As the Minnesota Legislature prepares to reconvene on Feb. 25, a top priority for the commercial real estate industry will be to do away with a controversial business-to-business sales tax on commercial warehousing services, instituted as part of last year’s tax bill.
The industry’s position jibes with the objectives of Gov. Mark Dayton, who seeks to repeal the tax. The sector also supports his push to make state government more efficient and scrub the books of unnecessary and redundant laws.
As in previous sessions, the real estate industry says it is looking to help both itself and the state stay competitive by reducing the costs of taxes and regulations, which are passed along to tenants in rents. A rebounding economy has resulted in a projected state budget surplus of $825 million after subtracting money borrowed from public schools, and how those funds will be put to use will likely form the backdrop of the tax debate.
The projected surplus one is of the industry’s main arguments for repealing the warehousing sales tax, which, along with new taxes on business equipment repair and purchases of telecommunications equipment, were passed by the DFL-controlled Legislature as part of last year’s budget deal.
The warehousing tax, projected to generate $95 million in the 2014-15 biennium, is set to kick off in April 1, and if not repealed early in the session could make the difference between a profit and a loss this year for warehousers, said Mark Nordland, Minnesota chapter president of NAIOP, the commercial real estate development association.
“This is absolutely putting us at a competitive disadvantage with just about the entire rest of the country,” he said. “There are just a couple of other states that have a tax like that. It’s really just singling out that particular industry.”
Warehouse owners, who are currently preparing their bids to corporate customers for the coming year as contracts expire, lack clarity on whether or not to include the tax. If they don’t include it and it isn’t repealed, they’ll have to service their customers at a loss, NAIOP warned.
In a highly mobile business such as logistics, customers can easily move their goods to warehouse space in neighboring states.
Dayton has said in recent weeks that he will seek the repeal of all three business-to-business taxes early in the session, but Senate leaders haven’t made it a priority.
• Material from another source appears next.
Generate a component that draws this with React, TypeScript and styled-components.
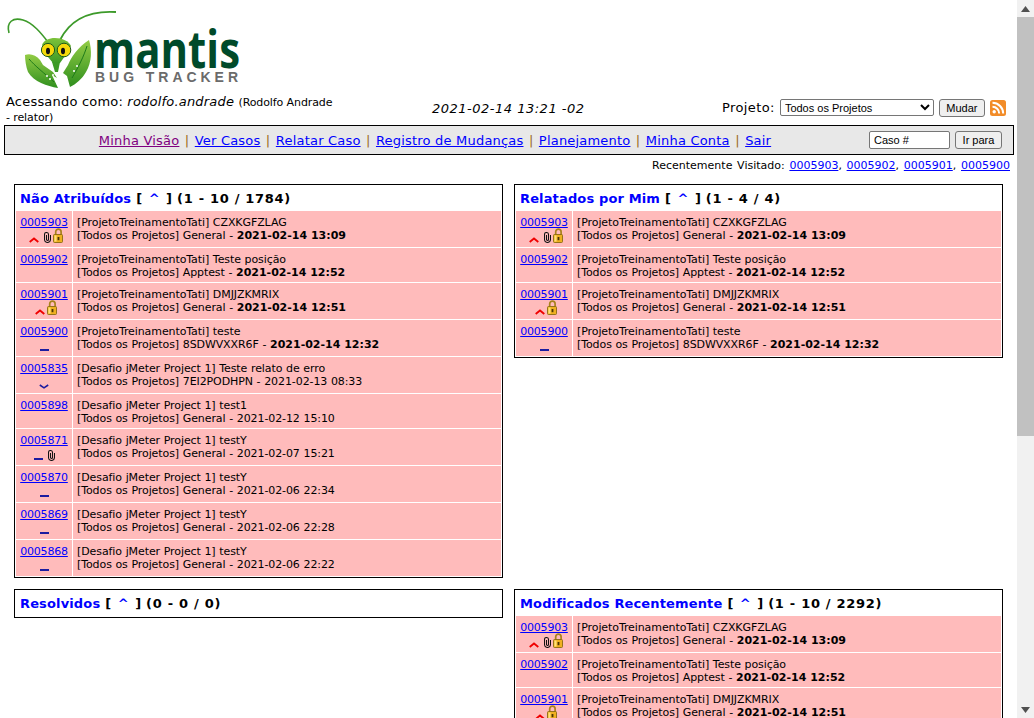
import React from "react";
import styled, { createGlobalStyle } from "styled-components";

const Global = createGlobalStyle`
  html, body { margin: 0; padding: 0; height: 100%; overflow: hidden; background: #fff; }
  body { font-family: "DejaVu Sans", Verdana, sans-serif; font-size: 11px; color: #000; }
  a { color: #0000ff; }
`;

const Shell = styled.div`display: flex; width: 1034px; height: 718px; overflow: hidden;`;
const Page = styled.div`width: 1017px; height: 718px; overflow: hidden; flex: none;`;

const Bar = styled.div`width: 17px; flex: none; background: #f1f1f1; display: flex; flex-direction: column; height: 718px;`;
const BarButton = styled.div`height: 17px; flex: none; display: flex; align-items: center; justify-content: center;`;
const BarThumb = styled.div`height: 419px; flex: none; background: #c1c1c1;`;
const BarSpace = styled.div`flex: 1;`;

const LogoRow = styled.div`height: 95px;`;

const InfoRow = styled.div`display: flex; height: 30px; padding-left: 6px; align-items: flex-start;`;
const UserCell = styled.div`width: 330px; font-size: 13px; line-height: 14px; letter-spacing: 0.2px; flex: none;`;
const UserSmall = styled.span`font-size: 11px; letter-spacing: -0.1px;`;
const TimeCell = styled.div`width: 386px; flex: none; font-size: 13px; font-style: italic; line-height: 14px; padding: 7px 0 0 96px; box-sizing: border-box; letter-spacing: 0.5px;`;
const ProjectCell = styled.div`display: flex; align-items: center; height: 17px; margin-top: 4px; font-size: 13px; white-space: nowrap;`;
const ProjectLabel = styled.span`margin-right: 5px; letter-spacing: 0.4px;`;
const ProjectSelect = styled.select`
  width: 154px; height: 17px; font: 11px "Liberation Sans", Arial, sans-serif; padding: 0;
  border: 1px solid #767676; border-radius: 2px; background: #fff; color: #000; box-sizing: border-box;
`;
const Btn = styled.button<{ $w: number; $ml: number }>`
  width: ${(p) => p.$w}px; margin-left: ${(p) => p.$ml}px; height: 18px; padding: 0; flex: none;
  font: 11px "Liberation Sans", Arial, sans-serif; color: #000; background: #efefef;
  border: 1px solid #767676; border-radius: 3px;
`;
const Rss = styled.svg`margin-left: 5px; flex: none;`;

const Nav = styled.div`
  margin-left: 4px; width: 1010px; height: 30px; box-sizing: border-box; border: 1px solid #000; background: #e8e8e8;
  display: flex; align-items: center; font-size: 13px;
`;
const NavLinks = styled.div`width: 864px; padding-right: 4px; box-sizing: border-box; text-align: center; flex: none; letter-spacing: 0.2px; white-space: nowrap;`;
const NavLink = styled.a<{ $visited?: boolean }>`color: ${(p) => (p.$visited ? "#800080" : "#0000ff")};`;
const Pipe = styled.span`color: #9a6a20; margin: 0 5.4px;`;
const CaseInput = styled.input`
  width: 81px; height: 18px; box-sizing: border-box; border: 1px solid #767676; border-radius: 2px; padding: 0 4px;
  font: 11px "Liberation Sans", Arial, sans-serif; color: #000; background: #fff;
  &::placeholder { color: #000; opacity: 1; }
`;

const Recent = styled.div`margin-top: 2px; height: 18px; line-height: 18px; text-align: right; width: 1010px; font-size: 11px; word-spacing: 1.2px;`;

const Columns = styled.div`display: grid; grid-template-columns: 489px 489px; column-gap: 11px; padding: 9px 0 0 14px; align-items: start; row-gap: 11px;`;

const Box = styled.div`border: 1px solid #000; padding: 0 1px 1px; background: #fff; box-sizing: border-box;`;
const BoxHead = styled.div`height: 26px; padding-left: 4px; display: flex; align-items: center; font-size: 13px; font-weight: bold; white-space: nowrap;`;
const BoxTitle = styled.a`color: #0000ff; text-decoration: none; margin-right: 5px; letter-spacing: 0.14px;`;
const Caret = styled.a`color: #0000ff; text-decoration: none; margin: 0 6.5px;`;
const Counts = styled.span`margin-left: 5px; letter-spacing: 0.7px;`;
const Rows = styled.div`display: flex; flex-direction: column; gap: 1px;`;
const Row = styled.div`display: flex; gap: 1px;`;
const IdCell = styled.div`width: 56px; flex: none; background: #ffbbbb; text-align: center; padding: 5px 0 4px; box-sizing: border-box;`;
const IdLink = styled.a`display: block; line-height: 13px; letter-spacing: -0.2px;`;
const DescCell = styled.div`flex: 1; background: #ffbbbb; padding: 5px 0 3px 4px; line-height: 13px; white-space: nowrap; letter-spacing: -0.09px; word-spacing: 0.3px;`;
const Stamp = styled.b`letter-spacing: 0; word-spacing: 0;`;
const Icons = styled.div`height: 14px; display: flex; align-items: flex-end; justify-content: center;`;
const ClipIcon = styled.svg`margin-left: 5px; flex: none;`;
const LockIcon = styled.svg`margin: 0 -4px 0 2px; flex: none;`;
const DashIcon = styled.svg`margin-bottom: 1px; flex: none;`;

const Up = () => (
  <svg width="10" height="6" viewBox="0 0 10 6"><path d="M.7 5 5 1.5 9.3 5" fill="none" stroke="#f00000" strokeWidth="1.8" /></svg>
);
const Dash = () => (
  <DashIcon width="9" height="2" viewBox="0 0 9 2"><rect width="9" height="2" fill="#1c1ca0" /></DashIcon>
);
const Down = () => (
  <svg width="10" height="5" viewBox="0 0 10 5"><path d="M.8 1 5 3.8 9.2 1" fill="none" stroke="#1c1ca0" strokeWidth="1.6" /></svg>
);
const Clip = () => (
  <ClipIcon width="7" height="11" viewBox="0 0 7 11">
    <path d="M6.5 3v4.5a3 3 0 0 1-6 0V2.5a2 2 0 0 1 4 0V7.5a1 1 0 0 1-2 0V3" fill="none" stroke="#111" strokeWidth="1.05" />
  </ClipIcon>
);
const Lock = () => (
  <LockIcon width="10" height="15" viewBox="0 0 10 15">
    <path d="M2.7 7.5V3.8a2.7 2.7 0 0 1 5.4 0v3.7" fill="none" stroke="#a8821c" strokeWidth="1.7" />
    <rect x="0.5" y="6.5" width="9" height="8" rx="1" fill="#efb020" stroke="#8a6a10" strokeWidth="0.9" />
    <rect x="1.5" y="7.5" width="2" height="6" fill="#ffe27a" />
    <rect x="4.6" y="9" width="1.8" height="3.2" fill="#4a3606" />
  </LockIcon>
);

type Item = { id: string; p1: string; p2: string; when: string; bold?: boolean; pri?: "up" | "dash" | "down"; clip?: boolean; lock?: boolean };

const T = "[ProjetoTreinamentoTati]";
const D = "[Desafio jMeter Project 1]";
const a1: Item = { id: "0005903", p1: `${T} CZXKGFZLAG`, p2: "General", when: "2021-02-14 13:09", bold: true, pri: "up", clip: true, lock: true };
const a2: Item = { id: "0005902", p1: `${T} Teste posição`, p2: "Apptest", when: "2021-02-14 12:52", bold: true };
const a3: Item = { id: "0005901", p1: `${T} DMJJZKMRIX`, p2: "General", when: "2021-02-14 12:51", bold: true, pri: "up", lock: true };
const a4: Item = { id: "0005900", p1: `${T} teste`, p2: "8SDWVXXR6F", when: "2021-02-14 12:32", bold: true, pri: "dash" };

const unassigned: Item[] = [
  a1, a2, a3, a4,
  { id: "0005835", p1: `${D} Teste relato de erro`, p2: "7EI2PODHPN", when: "2021-02-13 08:33", pri: "down" },
  { id: "0005898", p1: `${D} test1`, p2: "General", when: "2021-02-12 15:10" },
  { id: "0005871", p1: `${D} testY`, p2: "General", when: "2021-02-07 15:21", pri: "dash", clip: true },
  { id: "0005870", p1: `${D} testY`, p2: "General", when: "2021-02-06 22:34", pri: "dash" },
  { id: "0005869", p1: `${D} testY`, p2: "General", when: "2021-02-06 22:28", pri: "dash" },
  { id: "0005868", p1: `${D} testY`, p2: "General", when: "2021-02-06 22:22", pri: "dash" },
];

const IssueRow = ({ it }: { it: Item }) => (
  <Row>
    <IdCell>
      <IdLink href="#">{it.id}</IdLink>
      {(it.pri || it.clip || it.lock) && (
        <Icons>
          {it.pri === "up" && <Up />}
          {it.pri === "dash" && <Dash />}
          {it.pri === "down" && <Down />}
          {it.clip && <Clip />}
          {it.lock && <Lock />}
        </Icons>
      )}
    </IdCell>
    <DescCell>
      {it.p1}
      <br />
      [Todos os Projetos] {it.p2} - {it.bold ? <Stamp>{it.when}</Stamp> : it.when}
    </DescCell>
  </Row>
);

const Panel = ({ title, counts, items }: { title: string; counts: string; items: Item[] }) => (
  <Box>
    <BoxHead>
      <BoxTitle href="#">{title}</BoxTitle>[<Caret href="#">^</Caret>]<Counts>({counts})</Counts>
    </BoxHead>
    {items.length > 0 && (
      <Rows>
        {items.map((it) => (
          <IssueRow key={it.id} it={it} />
        ))}
      </Rows>
    )}
  </Box>
);

const Logo = () => (
  <svg width="250" height="95" viewBox="0 0 250 95" aria-label="Mantis Bug Tracker">
    <defs>
      <linearGradient id="leaf" x1="0" y1="0" x2="0" y2="1">
        <stop offset="0" stopColor="#93cc45" />
        <stop offset="1" stopColor="#2f8f1e" />
      </linearGradient>
      <linearGradient id="head" x1="0" y1="0" x2="0" y2="1">
        <stop offset="0" stopColor="#7cc23a" />
        <stop offset="1" stopColor="#3c9a26" />
      </linearGradient>
    </defs>
    <path d="M9 33C6 22 13 17 23 20 33 23 41 33 48 42" fill="none" stroke="#3d9a2a" strokeWidth="1.6" />
    <path d="M60 40C68 24 84 10 116 12" fill="none" stroke="#3d9a2a" strokeWidth="1.8" />
    <path d="M25 55C30 53 36 55 40 60L43 65 53 72 57 78 52 75 58 88C47 86 34 82 28 72 26 67 25 60 25 55Z" fill="url(#leaf)" />
    <path d="M89 40C92 50 92 62 86 72 82 79 76 84 70 87L67 76 63 73 68 65C71 57 78 47 89 40Z" fill="url(#leaf)" />
    <path d="M29 59C35 66 44 73 54 82M87 46C84 56 78 68 72 78" stroke="#1e7a1a" strokeWidth="1" fill="none" />
    <circle cx="47" cy="76" r="1" fill="#fff" />
    <circle cx="50" cy="79" r="1" fill="#fff" />
    <circle cx="53" cy="75" r="1" fill="#fff" />
    <circle cx="74" cy="71" r="1" fill="#fff" />
    <circle cx="77" cy="66" r="1" fill="#fff" />
    <path d="M42 45C44 40 49 38 55 38 62 38 69 41 71 46L65 56 60 63 53 63 48 57Z" fill="url(#head)" />
    <path d="M52 62 60 62 58 72 55 72Z" fill="#3c9a26" />
    <circle cx="48" cy="50" r="6.6" fill="#f5d90a" stroke="#1d5a1a" strokeWidth="1" />
    <circle cx="64" cy="50" r="6.8" fill="#f5d90a" stroke="#1d5a1a" strokeWidth="1" />
    <ellipse cx="48" cy="51" rx="2" ry="3.2" fill="#111" />
    <ellipse cx="63" cy="51" rx="2" ry="3.2" fill="#111" />
    <text x="94" y="68" fontFamily="'Open Sans','Lato',sans-serif" fontWeight="700" fontSize="52" fill="#004a2a" textLength="146" lengthAdjust="spacingAndGlyphs">mantis</text>
    <text x="95" y="82" fontFamily="'Liberation Sans',sans-serif" fontWeight="700" fontSize="14" fill="#6b6b6b" textLength="143" lengthAdjust="spacing">BUG TRACKER</text>
  </svg>
);

export default function App() {
  return (
    <Shell>
      <Global />
      <Page>
        <LogoRow>
          <Logo />
        </LogoRow>
        <InfoRow>
          <UserCell>
            Acessando como: <i>rodolfo.andrade</i> <UserSmall>(Rodolfo Andrade - relator)</UserSmall>
          </UserCell>
          <TimeCell>2021-02-14 13:21 -02</TimeCell>
          <ProjectCell>
            <ProjectLabel>Projeto:</ProjectLabel>
            <ProjectSelect defaultValue="all">
              <option value="all">Todos os Projetos</option>
            </ProjectSelect>
            <Btn $w={46} $ml={5}>Mudar</Btn>
            <Rss width="16" height="16" viewBox="0 0 16 16">
              <rect width="16" height="16" rx="2.5" fill="#f28c28" />
              <circle cx="4.2" cy="11.8" r="1.7" fill="#fff" />
              <path d="M2.5 6.8a6.7 6.7 0 0 1 6.7 6.7M2.5 2.8a10.7 10.7 0 0 1 10.7 10.7" fill="none" stroke="#fff" strokeWidth="2" />
            </Rss>
          </ProjectCell>
        </InfoRow>
        <Nav>
          <NavLinks>
            <NavLink href="#" $visited>Minha Visão</NavLink><Pipe>|</Pipe>
            <NavLink href="#">Ver Casos</NavLink><Pipe>|</Pipe>
            <NavLink href="#">Relatar Caso</NavLink><Pipe>|</Pipe>
            <NavLink href="#">Registro de Mudanças</NavLink><Pipe>|</Pipe>
            <NavLink href="#">Planejamento</NavLink><Pipe>|</Pipe>
            <NavLink href="#">Minha Conta</NavLink><Pipe>|</Pipe>
            <NavLink href="#">Sair</NavLink>
          </NavLinks>
          <CaseInput placeholder="Caso #" />
          <Btn $w={47} $ml={5}>Ir para</Btn>
        </Nav>
        <Recent>
          Recentemente Visitado: <a href="#">0005903</a>, <a href="#">0005902</a>, <a href="#">0005901</a>, <a href="#">0005900</a>
        </Recent>
        <Columns>
          <Panel title="Não Atribuídos" counts="1 - 10 / 1784" items={unassigned} />
          <Panel title="Relatados por Mim" counts="1 - 4 / 4" items={[a1, a2, a3, a4]} />
          <Panel title="Resolvidos" counts="0 - 0 / 0" items={[]} />
          <Panel title="Modificados Recentemente" counts="1 - 10 / 2292" items={[a1, a2, a3, a4]} />
        </Columns>
      </Page>
      <Bar>
        <BarButton>
          <svg width="9" height="6" viewBox="0 0 9 6"><path d="M4.5 0 9 6H0Z" fill="#505050" /></svg>
        </BarButton>
        <BarThumb />
        <BarSpace />
        <BarButton>
          <svg width="9" height="6" viewBox="0 0 9 6"><path d="M4.5 6 9 0H0Z" fill="#505050" /></svg>
        </BarButton>
      </Bar>
    </Shell>
  );
}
Nordland said NAIOP’s other main goal this session is to once again seek the passage of a “transparency” law that would require local governments to publish in a standardized, easy-to-understand format how they spend property taxes by categories, such as wages, employee benefits and debt service.
This idea has encountered pushback from the League of Minnesota Cities, which has labeled it an unfunded mandate at a time when state aid to cities has taken big hits, but Nordland contends that pilot projects in Dakota County and the city of Edina have shown it can be done without undue burdens.
Meanwhile, the main legislative priority this session for the St. Paul Building Owners and Managers Association is unreserved backing for Dayton’s efforts to reform and streamline state government, said Joe Spartz, the group’s president.
“We’re really supporting the governor’s call for greater innovation in how state government is run and make its processes more efficient,” he said.